Vale lembrar: em Nova York, SoHo significa South of Houston e designa uma área de Manhattan, ao sul da Rua Houston, que abriga uma infinidade de galerias, lofts de artistas e lojas bacanas. No início do século 20, a região estava repleta de galpões e armazéns abandonados e sua transformação foi considerada um exemplo de revitalização urbana. O Soho londrino também é um bairro tradicionalmente ligado às artes e à efervescência intelectual. Por ali passaram nomes e ocorreram movimentos importantes que mexeram com o pensamento e a moral ocidental.
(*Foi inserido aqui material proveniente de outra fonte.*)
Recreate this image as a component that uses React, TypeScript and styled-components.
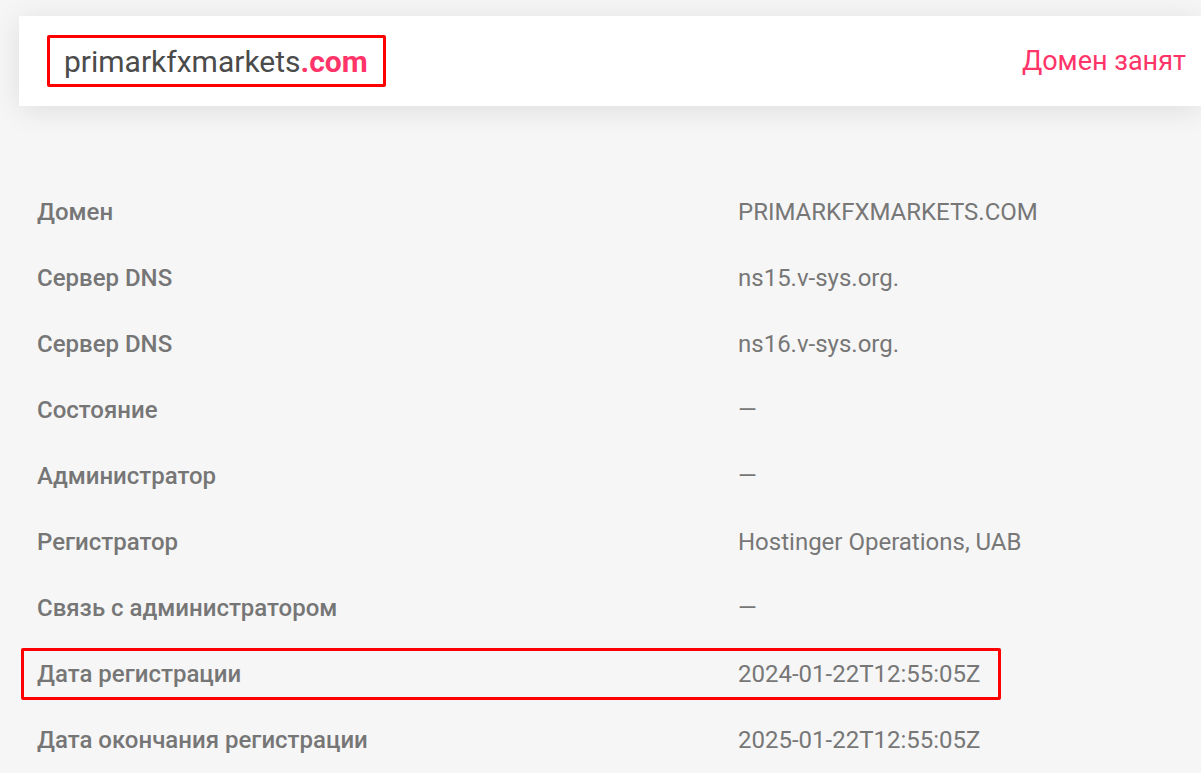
import React from "react";
import styled, { createGlobalStyle } from "styled-components";

const Global = createGlobalStyle`
  html, body { margin: 0; padding: 0; background: #f6f6f6; overflow: hidden; }
  body { font-family: Roboto, "Noto Sans", Arial, sans-serif; }
`;

const Page = styled.div`
  width: 1201px;
  height: 773px;
  background: #f6f6f6;
  overflow: hidden;
  padding-top: 16px;
  box-sizing: border-box;
`;

const HeaderCard = styled.header`
  margin-left: 19px;
  height: 90px;
  background: #ffffff;
  box-shadow: 0 4px 30px rgba(0, 0, 0, 0.1);
  display: flex;
  align-items: center;
  justify-content: space-between;
  padding: 0 15px 0 28px;
  box-sizing: border-box;
`;

const DomainBox = styled.div`
  border: 3px solid #ff0000;
  border-radius: 2px;
  height: 52px;
  box-sizing: border-box;
  display: flex;
  align-items: center;
  padding: 0 15px 0 14px;
  font-size: 30px;
  color: #4b4b4b;
  white-space: nowrap;
`;

const Tld = styled.span`
  color: #ff3468;
  font-weight: 700;
`;

const Status = styled.div`
  font-size: 27px;
  color: #ff3468;
  white-space: nowrap;
`;

const Table = styled.div`
  margin-top: 80px;
  margin-left: 21px;
  width: 980px;
  display: flex;
  flex-direction: column;
  gap: 14px;
`;

const Row = styled.div<{ $marked?: boolean }>`
  height: 52px;
  display: grid;
  grid-template-columns: 701px 1fr;
  align-items: center;
  padding-left: 16px;
  box-sizing: border-box;
  outline: ${(p) => (p.$marked ? "3px solid #ff0000" : "none")};
  outline-offset: -3px;
  border-radius: 2px;
`;

const Label = styled.div`
  font-size: 24px;
  font-weight: 500;
  color: #767676;
  white-space: nowrap;
`;

const Value = styled.div`
  font-size: 24px;
  color: #777777;
  white-space: nowrap;
`;

const rows: { label: string; value: string; marked?: boolean }[] = [
  { label: "Домен", value: "PRIMARKFXMARKETS.COM" },
  { label: "Сервер DNS", value: "ns15.v-sys.org." },
  { label: "Сервер DNS", value: "ns16.v-sys.org." },
  { label: "Состояние", value: "—" },
  { label: "Администратор", value: "—" },
  { label: "Регистратор", value: "Hostinger Operations, UAB" },
  { label: "Связь с администратором", value: "—" },
  { label: "Дата регистрации", value: "2024-01-22T12:55:05Z", marked: true },
  { label: "Дата окончания регистрации", value: "2025-01-22T12:55:05Z" },
];

export default function App() {
  return (
    <>
      <Global />
      <Page>
        <HeaderCard>
          <DomainBox>
            primarkfxmarkets<Tld>.com</Tld>
          </DomainBox>
          <Status>Домен занят</Status>
        </HeaderCard>
        <Table>
          {rows.map((r, i) => (
            <Row key={i} $marked={r.marked}>
              <Label>{r.label}</Label>
              <Value>{r.value}</Value>
            </Row>
          ))}
        </Table>
      </Page>
    </>
  );
}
Ofélia é ainda o nome que a professora de crítica literária e performer radicada em Brasília Lucia Sander escolheu para dar a seu espetáculo, que propõe uma versão inusitada e atualizada para a história renascentista da Ofélia de Shakespeare. Quatrocentos anos depois Ofélia volta à cena para esclarecer as circunstâncias de sua morte– seria um assassinato? Em Ofélia Explica ou O Renascimento Segundo Ofélia, Lucia ressuscita Ofélia, agora escondida na periferia carioca, usando e abusando de gírias e jargões do rap, com pistola em punho e um cigarro nas mãos. Com humor e um tom crítico, mordaz, a performer traz a personagem para o centro da cena, revisando junto ao público a sua história de opressão. Ao invés de frágil e indefesa, Ofélia tem voz ativa e clama por seus direitos – no mínimo de ser ouvida.

Lucia Sander em Ofélia explica

Durante alguns dias, no Soho portenho, o nome de Ofélia pareceu resumir – ou traduzir – uma experiência contemporânea em arte na qual a mulher rediscute e reescreve sua história, criando uma nova identidade para si. Deu o que pensar.